SET EXERCISE:
Every line containing the word "this" needs to be found and copied.

DATA SECTION:
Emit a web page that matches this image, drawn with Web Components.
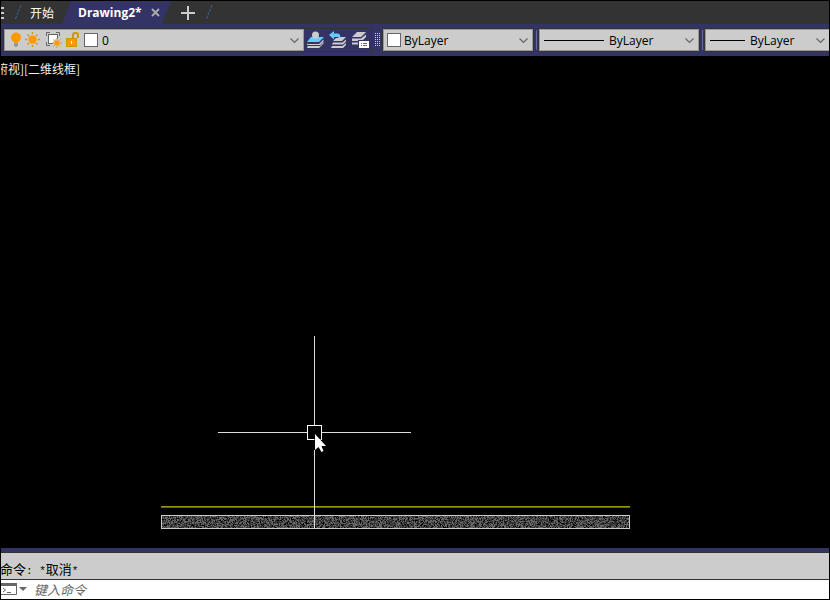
<!DOCTYPE html>
<html lang="zh-CN">
<head>
<meta charset="utf-8">
<title>Drawing2</title>
<style>
body { margin: 0; background: #000; font-family: "Open Sans", "Noto Sans CJK SC", sans-serif; font-size: 12px; }
</style>
</head>
<body>
<cad-app></cad-app>
<script>
const define = (name, html, setup) => {
  const tpl = document.createElement('template');
  tpl.innerHTML = html;
  customElements.define(name, class extends HTMLElement {
    constructor() {
      super();
      this.attachShadow({ mode: 'open' }).append(tpl.content.cloneNode(true));
    }
    connectedCallback() { if (setup) setup(this, this.shadowRoot); }
  });
};

define('tab-divider', `
<style>:host { display: block; width: 8px; height: 17px; } svg { display: block; }</style>
<svg width="8" height="17"><path d="M7 1L1 16" stroke="#336699" stroke-width="1" stroke-dasharray="3 1" fill="none"/></svg>`);

define('file-tabs', `
<style>
:host { display: flex; align-items: center; height: 23px; background: #333; color: #fff; overflow: hidden; }
button { border: 0; padding: 0; background: none; color: inherit; font: inherit; display: flex; align-items: center; }
svg { display: block; }
.menu { width: 4px; margin-right: 9px; }
.start { margin: 0 8px; height: 23px; }
.active { display: flex; align-items: center; box-sizing: border-box; width: 109px; height: 23px; padding-left: 16px; gap: 9px;
  background: #336; clip-path: polygon(9px 0, 100% 0, calc(100% - 9px) 100%, 0 100%); }
.active .name { font-weight: 700; }
.add { margin: 0 9px; }
</style>
<button class="menu" aria-label="菜单"><svg width="4" height="14" fill="#ccc"><path d="M0 1h3v2H0zM0 6h3v2H0zM0 11h3v2H0z"/></svg></button>
<tab-divider></tab-divider>
<button class="start">开始</button>
<div class="active">
  <button class="name">Drawing2*</button>
  <button aria-label="关闭"><svg width="9" height="9"><path d="M1 1l7 7M8 1L1 8" stroke="#aaa" stroke-width="2"/></svg></button>
</div>
<button class="add" aria-label="新建"><svg width="16" height="16"><path d="M8 1v14M1 8h14" stroke="#ccc" stroke-width="2"/></svg></button>
<tab-divider></tab-divider>`);

define('combo-box', `
<style>
:host { display: flex; align-items: center; box-sizing: border-box; height: 22px; border: 1px solid #999; background: #ccc; position: relative; color: #000; }
select { flex: 1; min-width: 0; height: 20px; appearance: none; border: 0; margin: 0; padding: 0 18px 0 var(--text-gap, 5px); background: transparent; color: inherit; font: inherit; border-radius: 0; }
.arrow { position: absolute; right: 4px; top: 8px; pointer-events: none; }
</style>
<slot></slot>
<select><option></option></select>
<svg class="arrow" width="9" height="6"><path d="M.5 .5l4 4l4-4" stroke="#666" stroke-width="1.2" fill="none"/></svg>`,
(host, root) => {
  root.querySelector('option').textContent = host.getAttribute('value');
  root.querySelector('select').setAttribute('aria-label', host.getAttribute('label'));
});

define('color-swatch', `
<style>:host { display: block; box-sizing: border-box; width: 14px; height: 14px; border: 1px solid #666; background: #fff; }</style>`);

define('line-sample', `
<style>:host { display: block; height: 1px; background: #000; }</style>`);

define('layer-states', `
<style>
:host { display: flex; align-items: center; }
button { border: 0; padding: 0; background: none; }
svg { display: block; }
</style>
<button aria-label="开/关图层"><svg width="17" height="18"><circle cx="8" cy="6.500" r="5" fill="#f90"/><path d="M6 10h4v2H6z" fill="#f90"/><path d="M6 12h4v3H9v1H7v-1H6z" fill="#999"/></svg></button>
<button aria-label="冻结"><svg width="17" height="18"><circle cx="7.5" cy="8.5" r="4.2" fill="#f90"/><path d="M7.5 1v2M7.5 14v2M0 8.5h2M13 8.5h2M2.5 3.5l1.500 1.500M11 12l1.500 1.500M12.500 3.500L11 5M4 12l-1.500 1.500" stroke="#c90" stroke-width="1.3"/></svg></button>
<button aria-label="视口冻结"><svg width="20" height="18"><rect x="6.500" y="3.500" width="9" height="9" fill="#fff" stroke="#666"/><path d="M4.500 5V1.500H8M14 1.500h3.500V5M4.500 11v3.500H8" stroke="#666" fill="none"/><circle cx="15" cy="12" r="4" fill="#ccc"/><circle cx="15" cy="12" r="2.700" fill="#f90"/><path d="M15 7v1.500M15 15.500V17M10 12h1.500M18.500 12H20M11.500 8.500l1 1M17.500 14.500l1 1M18.500 8.500l-1 1M12.500 14.500l-1 1" stroke="#c90"/></svg></button>
<button aria-label="锁定"><svg width="24" height="18"><path d="M11 8V4q0-2 2-2h1q2 0 2 2V7" fill="none" stroke="#c90" stroke-width="2"/><path d="M4 7h11v9H4z" fill="#c90"/><path d="M5 8h9v7H5z" fill="#f90"/><path d="M9 10h1v3H9z" fill="#fff"/></svg></button>`);

define('layer-tools', `
<style>
:host { display: flex; align-items: center; gap: 5px; padding: 0 1px 0 2px; }
button { border: 0; padding: 0; background: none; }
svg { display: block; }
</style>
<button aria-label="置为当前"><svg width="18" height="18"><path d="M5 6h13l-5 5H1z" fill="#6cf"/><path d="M2 11.500L1 13h12l4.500-4.500v2L14 14H1zM2 14.500L1 17h12l4.500-4.500v-1.500L14 15H2z" fill="#ccc"/><circle cx="9.500" cy="4" r="3.500" fill="#ccc"/></svg></button>
<button aria-label="上一个图层"><svg width="18" height="18"><path d="M10 6h7l-4 4H4l3-3h3z" fill="#ccc"/><path d="M4 11.500h9.500L17 8.500v2L14 13.500H3zM3 15h10.500l3.500-3v2L14 17H2z" fill="#ccc"/><path d="M0 4l5-4v2.500h3.500q3 0 3 5L8.500 6H5v2.500z" fill="#6cf"/></svg></button>
<button aria-label="图层特性"><svg width="18" height="18"><path d="M5 1h9l-5 5H0zM0 7.500h9L14 3.500v2.500L10 10H0zM0 11.500h7v2H0z" fill="#ccc"/><rect x="6" y="9" width="11" height="8" fill="#336"/><path d="M7 10h10v7H7z" fill="#fff"/><path d="M9 12.500h1M11 12.500h4M9 14.500h1M11 14.500h4" stroke="#666"/></svg></button>`);

define('tool-ribbon', `
<style>
:host { display: flex; padding: 4px 0 4px 2px; background: #336; overflow: hidden; }
.panel { display: flex; border: 1px solid #333; flex: none; }
.layers { width: 300px; --text-gap: 4px; }
.color { width: 150px; --text-gap: 3px; }
.linetype { width: 160px; }
.last { flex: 1 1 90px; min-width: 90px; border-right: 0; }
.last combo-box { flex: 1; border-right: 0; }
.grip { width: 5px; margin: 5px 2px 5px 3px; background: conic-gradient(from 270deg at 1px 1px, #ccd 90deg, transparent 0) 0 0 / 2px 2px; }
.bar { width: 1px; margin: 2px 1px 2px 2px; background: #669; }
.layers layer-states { padding-left: 3px; }
.layers color-swatch { margin-left: -2px; }
.color color-swatch { margin-left: 3px; }
.linetype line-sample { width: 60px; margin-left: 4px; }
.last line-sample { width: 35px; margin-left: 4px; }
</style>
<div class="panel">
  <combo-box class="layers" label="图层" value="0"><layer-states></layer-states><color-swatch></color-swatch></combo-box>
  <layer-tools></layer-tools>
</div>
<div class="grip"></div>
<div class="panel"><combo-box class="color" label="颜色" value="ByLayer"><color-swatch></color-swatch></combo-box></div>
<div class="bar"></div>
<div class="panel"><combo-box class="linetype" label="线型" value="ByLayer"><line-sample></line-sample></combo-box></div>
<div class="bar"></div>
<div class="panel last"><combo-box label="线宽" value="ByLayer"><line-sample></line-sample></combo-box></div>`);

define('hatched-wall', `
<style>
:host { display: block; box-sizing: border-box; height: 14px; border: 1px solid #ccc; background: #333; }
svg { display: block; width: 100%; height: 100%; }
</style>
<svg shape-rendering="crispEdges"><path class="light" fill="#666"/><path class="dark" fill="#000"/></svg>`,
(host, root) => {
  let seed = 77, light = '', dark = '';
  for (let y = 0; y < 12; y++) for (let x = 0; x < 470; x++) {
    seed = (seed * 1103515245 + 12345) % 2147483648;
    const v = seed / 2147483648;
    if (v < .4) light += `M${x} ${y}h1v1h-1z`;
    else if (v > .88) dark += `M${x} ${y}h1v1h-1z`;
  }
  root.querySelector('.light').setAttribute('d', light);
  root.querySelector('.dark').setAttribute('d', dark);
});

define('drawing-view', `
<style>
:host { display: block; position: relative; background: #000; color: #eee; overflow: hidden; }
nav { display: flex; margin: 4px 0 0 -5px; }
nav button { border: 0; padding: 0; background: none; color: inherit; font: 12px/18px "Noto Sans CJK SC", sans-serif; white-space: nowrap; }
.line { position: absolute; left: 160px; top: 450px; width: 469px; height: 2px; background: linear-gradient(#990 50%, #660 50%); }
hatched-wall { position: absolute; left: 160px; top: 459px; width: 469px; }
.cursor { position: absolute; left: 217px; top: 280px; }
</style>
<nav><button>俯视]</button><button>[二维线框]</button></nav>
<div class="line"></div>
<hatched-wall></hatched-wall>
<svg class="cursor" width="194" height="194" shape-rendering="crispEdges">
  <path d="M96.500 0v89M96.500 114v79M0 96.500h89M104 96.500h89" stroke="#ddd"/>
  <path d="M89.500 89.500h14v14h-14z" stroke="#fff" fill="none"/>
  <path d="M97 98v16l3.500-3 3 5 2-1-2-5h4.500z" fill="#fff" stroke="#000" stroke-width="1" paint-order="stroke" shape-rendering="auto"/>
</svg>`);

define('command-line', `
<style>
:host { display: block; background: #ccc; border-top: 4px solid #336; color: #000; }
.log { border-top: 1px solid #333; border-bottom: 1px solid #333; height: 26px; overflow: hidden; }
.log p { margin: 6px 0 0 -1px; font: 13px/20px "Noto Sans CJK SC", sans-serif; white-space: pre; }
.log span { font: 11px/20px "Liberation Mono", monospace; }
.entry { display: flex; align-items: center; height: 19px; background: #fff; }
button { border: 0; padding: 0; background: none; }
svg { display: block; }
input { flex: 1; min-width: 0; height: 19px; border: 0; padding: 0; margin-left: 6px; outline: 0; background: none; font: italic 13px/19px "Noto Sans CJK SC", sans-serif; }
input::placeholder { color: #666; opacity: 1; }
</style>
<div class="log"><p>命令<span>: *</span>取消<span>*</span></p></div>
<div class="entry">
  <button aria-label="最近使用的命令"><svg width="27" height="13"><path d="M0 .5h15.500v11H0" fill="#fff" stroke="#666"/><path d="M0 0h16v3H0z" fill="#666"/><path d="M2 5l2.500 2L2 9M6 9.500h4" stroke="#666" fill="none"/><path d="M18 4h8l-4 4z" fill="#666"/></svg></button>
  <input aria-label="命令" placeholder="键入命令">
</div>`);

define('cad-app', `
<style>
:host { display: grid; grid-template-rows: auto auto 1fr auto; grid-template-columns: minmax(0, 1fr); box-sizing: border-box; min-height: 100vh; border: 1px solid #000; }
</style>
<file-tabs></file-tabs>
<tool-ribbon></tool-ribbon>
<drawing-view></drawing-view>
<command-line></command-line>`);
</script>
</body>
</html>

ANSWER:
Emit a web page that matches this image, drawn with Web Components.
      this.attachShadow({ mode: 'open' }).append(tpl.content.cloneNode(true));
    connectedCallback() { if (setup) setup(this, this.shadowRoot); }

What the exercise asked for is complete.